>Having a large crowd of adults yelling "dentists! dentists!" or be it lawyers, accountants, etc in a frenzy would be seen as very unprofessional.
If the CEO of a large dental organization has the balls to go on stage and yell, "Hygienists! Hygienists! Hygienists!", it shows that he's willing to prostrate himself to show his commitment to the company he serves. People appreciate that. There are certainly enough CEOs ignoring the needs and desires of their employees sitting inside their ivory towers these days. We don't need more of them.
I think the issue here is not "People With Principles", but "People With Principles They Are Dying To Tell You About". This makes the standard for judging you much much higher : You not only think those principles are superior to a lot of other competing ones, You not only advocate (sometimes, a lot of times to be honest, obnoxiously) for those principles, You do all of those things in times and places where it doesn't make much sense, and right in the middle of other people who might very well disagree with you to heaven and back on those things but choose to stay silent and cooperate with you on unrelated matters nonetheless, cooperation which you break and impede by loudly and non-ceaseingly declaring views they find disagreeable.
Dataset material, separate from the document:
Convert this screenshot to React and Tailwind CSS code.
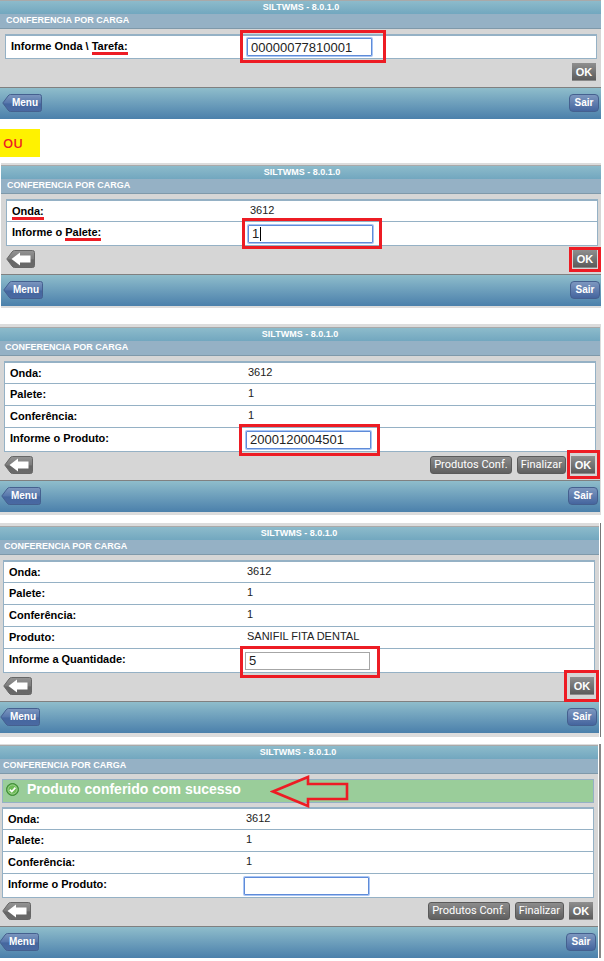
import { useId } from "react";

// red marker drawn over a control
function Mark({ className }) {
  return (
    <span
      className={`pointer-events-none absolute border-3 border-[#ed1c24] ${className}`}
    />
  );
}

function Underlined({ children }) {
  return <span className="border-b-3 border-[#ed1c24]">{children}</span>;
}

function BackButton() {
  return (
    <button aria-label="Voltar" className="h-[18px] w-[29px]">
      <svg width="29" height="18" viewBox="0 0 29 18">
        <defs>
          <linearGradient id="backFill" x1="0" y1="0" x2="0" y2="1">
            <stop offset="0" stopColor="#949494" />
            <stop offset="0.5" stopColor="#7c7c7c" />
            <stop offset="0.55" stopColor="#666" />
            <stop offset="1" stopColor="#6a6a6a" />
          </linearGradient>
        </defs>
        <path
          d="M8.5 0.5H26.5Q28.5 0.5 28.5 2.5V15.5Q28.5 17.5 26.5 17.5H8.5Q7 17.5 6 16L0.8 9L6 2Q7 0.5 8.5 0.5Z"
          fill="url(#backFill)"
          stroke="#666"
        />
        <path d="M5.5 9L14 2.5V5.5H24.5V12.5H14V15.5Z" fill="#fff" />
      </svg>
    </button>
  );
}

function MenuButton() {
  return (
    <button className="relative h-[18px] w-[40px] pl-[6px] text-[10px] leading-[18px] font-bold text-white">
      <svg className="absolute inset-0" width="40" height="18" viewBox="0 0 40 18">
        <defs>
          <linearGradient id="menuFill" x1="0" y1="0" x2="0" y2="1">
            <stop offset="0" stopColor="#7d97bf" />
            <stop offset="0.5" stopColor="#5777ac" />
            <stop offset="0.55" stopColor="#45679f" />
            <stop offset="1" stopColor="#4a69a2" />
          </linearGradient>
        </defs>
        <path
          d="M8.5 0.5H37.5Q39.5 0.5 39.5 2.5V15.5Q39.5 17.5 37.5 17.5H8.5Q7 17.5 6 16L0.8 9L6 2Q7 0.5 8.5 0.5Z"
          fill="url(#menuFill)"
          stroke="#45608f"
        />
      </svg>
      <span className="relative">Menu</span>
    </button>
  );
}

function GrayButton({ children }) {
  return (
    <button className="h-[18px] rounded-[3px] border border-[#5a5a5a] bg-linear-to-b from-[#8c8c8c] to-[#606060] px-[3px] font-[family-name:Roboto,sans-serif] text-[11px] leading-[16px] font-normal text-white">
      {children}
    </button>
  );
}

function Field({ id, value, focused = true, caret, mark }) {
  return (
    <div className="relative w-[125px]">
      <input
        id={id}
        type="text"
        defaultValue={value}
        className={`block h-[18px] w-full border bg-white px-[3px] text-[13px] leading-[16px] text-[#222] outline-none ${
          focused
            ? "rounded-[1px] border-[#5f8bd8] ring-1 ring-[#a9c6f5]"
            : "border-[#a6a6a6]"
        }`}
      />
      {caret && <span className="absolute top-[2px] left-[12px] h-[14px] w-px bg-black" />}
      {mark && <Mark className={mark} />}
    </div>
  );
}

function Screen({ className, inset, message, rows, field, back = true, extra, okMark }) {
  const id = useId();
  return (
    <section className={`bg-[#d6d6d6] ${className ?? ""}`}>
      <header className="border-t border-[#a9a9a9] text-[9px] font-bold text-white">
        <h1
          className={`h-[13px] bg-linear-to-b from-[#8dbbcb] to-[#72a7bf] text-center leading-[13px] ${inset}`}
        >
          SILTWMS - 8.0.1.0
        </h1>
        <h2
          className={`h-[15px] border-b border-[#7f99aa] bg-[#95b1c5] leading-[13px] ${inset}`}
        >
          <span className="pl-px">CONFERENCIA POR CARGA</span>
        </h2>
      </header>

      <div className={`pt-[5px] ${inset}`}>
        {message && (
          <div className="relative mb-1 flex h-[24px] items-center border border-[#95b1c5] bg-[#9acd9a] pl-[3px]">
            <svg className="mb-1" width="13" height="13" viewBox="0 0 13 13">
              <circle cx="6.5" cy="6.5" r="6" fill="#4da33c" stroke="#3c8a35" />
              <circle cx="6.5" cy="6.5" r="4.6" fill="#6cba55" stroke="#b5dca8" strokeWidth="0.8" />
              <path d="M3.8 6.6L5.8 8.6L9.4 4.6" fill="none" stroke="#fff" strokeWidth="1.6" />
            </svg>
            <p className="pb-1 pl-2 text-[14px] leading-[16px] font-bold text-white">
              {message}
            </p>
            <svg
              className="absolute -top-[6px] left-[267px]"
              width="80"
              height="36"
              viewBox="0 0 80 36"
            >
              <path
                d="M3 17.5L38 3V10H77V25H38V32Z"
                fill="none"
                stroke="#ed1c24"
                strokeWidth="2.6"
              />
            </svg>
          </div>
        )}

        <table className="w-full table-fixed border-separate border-spacing-0 border-x border-t-2 border-[#95b1c5] bg-white text-[11px] leading-[16px] text-[#222]">
          <tbody>
            {rows.map((row) => (
              <tr key={row.label} className="group">
                <th
                  scope="row"
                  className="h-[22px] w-[241px] border-b border-[#95b1c5] pt-[2px] pl-[5px] text-left align-top font-bold text-black group-first:h-[21px]"
                >
                  {row.mark ? <Underlined>{row.label}</Underlined> : row.label}
                </th>
                <td className="border-b border-[#95b1c5] pt-px pl-[2px] align-top">{row.value}</td>
              </tr>
            ))}
            <tr className="group">
              <th
                scope="row"
                className="h-[24px] w-[241px] border-b border-[#95b1c5] pt-[2px] pl-[5px] text-left align-top font-bold text-black group-first:h-[23px]"
              >
                <label htmlFor={id}>
                  {field.label} {field.marked && <Underlined>{field.marked}</Underlined>}
                </label>
              </th>
              <td className="border-b border-[#95b1c5]">
                <Field
                  id={id}
                  value={field.value}
                  focused={field.focused}
                  caret={field.caret}
                  mark={field.mark}
                />
              </td>
            </tr>
          </tbody>
        </table>

        <div className="flex h-[28px] items-start justify-between pt-1 pr-px">
          <div>{back && <BackButton />}</div>
          <div className="flex gap-[5px]">
            {extra && (
              <>
                <GrayButton>Produtos Conf.</GrayButton>
                <GrayButton>Finalizar</GrayButton>
              </>
            )}
            <div className="relative">
              <button className="block h-[18px] w-[24px] border-b border-[#8a8a8a] bg-linear-to-b from-[#8f8f8f] to-[#5c5c5c] text-[11px] leading-[18px] font-bold text-white">
                OK
              </button>
              {okMark && <Mark className={okMark} />}
            </div>
          </div>
        </div>
      </div>

      <footer
        className={`h-[32px] border-t border-[#808080] bg-linear-to-b from-[#8fbdcb] to-[#4b80ab] pt-[6px] ${inset}`}
      >
        <div className="-mr-[2px] -ml-[3px] flex justify-between">
          <MenuButton />
          <button className="h-[18px] w-[30px] rounded-[4px] border border-[#45608f] bg-linear-to-b from-[#7d97bf] to-[#45659e] text-[10px] leading-[16px] font-bold text-white">
            Sair
          </button>
        </div>
      </footer>
    </section>
  );
}

export default function App() {
  return (
    <main className="bg-white pr-[3px] font-['Liberation_Sans',Arial,sans-serif]">
      <Screen
        inset="pl-[5px] pr-[4px]"
        rows={[]}
        back={false}
        field={{
          label: "Informe Onda \\",
          marked: "Tarefa:",
          value: "00000077810001",
          mark: "-top-[8px] -right-[14px] -bottom-[7px] -left-[7px]",
        }}
      />

      <p className="mt-[10px] mb-[6px] h-[28px] w-[40px] bg-[#fff200] pl-[3px] font-[family-name:'Open_Sans',sans-serif] text-[13px] leading-[28px] font-semibold text-[#ed1c24]">
        OU
      </p>

      <Screen
        className="ml-px border-t-2 border-b-2 border-[#dcdcdc]"
        inset="pl-[5px] pr-[3px]"
        rows={[{ label: "Onda:", value: "3612", mark: true }]}
        field={{
          label: "Informe o",
          marked: "Palete:",
          value: "1",
          caret: true,
          mark: "-top-[7px] -right-[9px] -bottom-[6px] -left-[6px]",
        }}
        okMark="-top-[3px] -right-[4px] -bottom-[4px] -left-[4px]"
      />

      <Screen
        className="mt-4 border-t-3 border-r border-b-3 border-[#dcdcdc]"
        inset="pl-[4px] pr-[4px]"
        rows={[
          { label: "Onda:", value: "3612" },
          { label: "Palete:", value: "1" },
          { label: "Conferência:", value: "1" },
        ]}
        field={{
          label: "Informe o Produto:",
          value: "2000120004501",
          mark: "-top-[7px] -right-[9px] -bottom-[7px] -left-[7px]",
        }}
        extra
        okMark="-top-[6px] -right-[5px] -bottom-[5px] -left-[4px]"
      />

      <div className="mt-2 border-r border-[#777] pr-px">
        <Screen
          className="border-t-3 border-b-4 border-[#dcdcdc]"
          inset="pl-[3px] pr-[4px]"
          rows={[
            { label: "Onda:", value: "3612" },
            { label: "Palete:", value: "1" },
            { label: "Conferência:", value: "1" },
            { label: "Produto:", value: "SANIFIL FITA DENTAL" },
          ]}
          field={{
            label: "Informe a Quantidade:",
            value: "5",
            focused: false,
            mark: "-top-[6px] -right-[10px] -bottom-[8px] -left-[5px]",
          }}
          okMark="-top-[7px] -right-[5px] -bottom-[7px] -left-[6px]"
        />
      </div>

      <div className="mt-[7px] border-r-2 border-[#888] pr-px">
        <Screen
          className="border-t border-[#dcdcdc]"
          inset="pl-[2px] pr-[4px]"
          message="Produto conferido com sucesso"
          rows={[
            { label: "Onda:", value: "3612" },
            { label: "Palete:", value: "1" },
            { label: "Conferência:", value: "1" },
          ]}
          field={{ label: "Informe o Produto:", value: "" }}
          extra
        />
      </div>
    </main>
  );
}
This makes the people around you, understandbly, model you as the truest possible expression of an X-ism follower: you're at least as sincere as any other X-ist, so any failings or deviation from you principles you have or do is something that the whole X-ism movement along with all its followers also have or do.
I'm biased against what typical US progressives advocate for, so I will choose one of my own principles to make an example of.
I'm a (still booting up) vegetarian, I try not to eat any meat for ethical reasons. I did manage to successfully banish meat from my food for about 2 years now, but I'm not strong-willed enough yet to stop eating marine life. (Technically this makes me not a vegetarian at all, but the weird-sounding word "Pescetarian", but "vegetarian" is more well known and more in alignment with my mental self-image and future plans.) Now, if I started advocating for vegetarianism very loudly and in every single chance and place I find, not only will this make some people very annoyed, but they will start asking : What sort of life do you lead by following this principle you're very passionate about ? If my life deviates from my principles (and it does), I expect people will be even more annoyed, outraged even, and become resistent to and critical of my advocacy. A similar thing happens with nearly every major religion or religion-like ideology, which vegetarianism and progressivism indeed are.
It was much, much worse than that.
Putting aside the crass yelling and dancing; also putting aside any rumor of cocaine abuse; putting aside how cultish it looks...
Having a large crowd of adults yelling "dentists! dentists!" or be it lawyers, accountants, etc in a frenzy would be seen as very unprofessional.
> But many of us appreciated the sentiment
I hope not.
> It's called virtue signalling for a reason - people who do it announce their principles but never seem to live by them
And how do you know that? Some people can be hypocritical, yes.
Are all people with principles hypocritical?